Instructions for the task: Scan the data below and pick out the lines containing the word "Tailwind".

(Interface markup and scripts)
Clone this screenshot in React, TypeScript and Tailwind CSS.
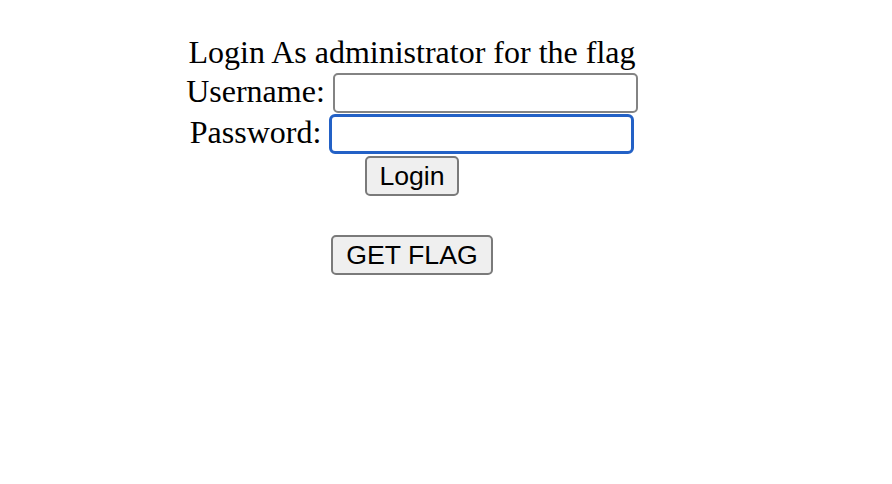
export default function App() {
  return (
    <div className="h-[484px] w-[892px] bg-white">
      <div className="flex w-[824px] flex-col items-center pt-[34px] font-['Liberation_Serif',serif] text-[32px] leading-[37px] text-black">
        <div>Login As administrator for the flag</div>

        <div className="mt-[2px] flex items-start gap-2">
          <span>Username:</span>
          <input
            type="text"
            className="h-[40px] w-[305px] rounded-[5px] border-2 border-[#838383] bg-white px-1 font-['Liberation_Sans',sans-serif] text-[26.67px] outline-none"
          />
        </div>

        <div className="mt-[1px] flex items-start gap-2">
          <span>Password:</span>
          <input
            type="password"
            className="h-[40px] w-[305px] rounded-[6px] border-[3px] border-[#2361c6] bg-white px-1 font-['Liberation_Sans',sans-serif] text-[26.67px] outline-none"
          />
        </div>

        <button className="mt-[2px] h-[40px] w-[94px] rounded-[5px] border-2 border-[#7a7a7a] bg-[#efefef] font-['Liberation_Sans',sans-serif] text-[26.67px] leading-none text-black">
          Login
        </button>

        <button className="mt-[39px] h-[40px] w-[162px] rounded-[5px] border-2 border-[#7a7a7a] bg-[#efefef] font-['Liberation_Sans',sans-serif] text-[26.67px] leading-none text-black">
          GET FLAG
        </button>
      </div>
    </div>
  );
}
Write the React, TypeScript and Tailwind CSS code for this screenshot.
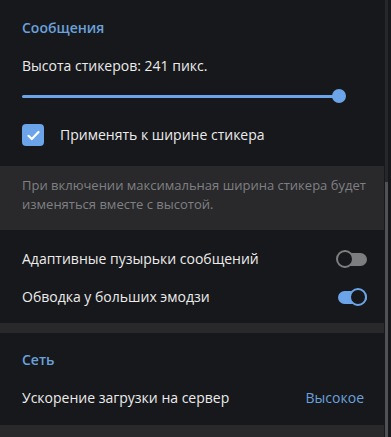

Problem solution:
Clone this screenshot in React, TypeScript and Tailwind CSS.
Write the React, TypeScript and Tailwind CSS code for this screenshot.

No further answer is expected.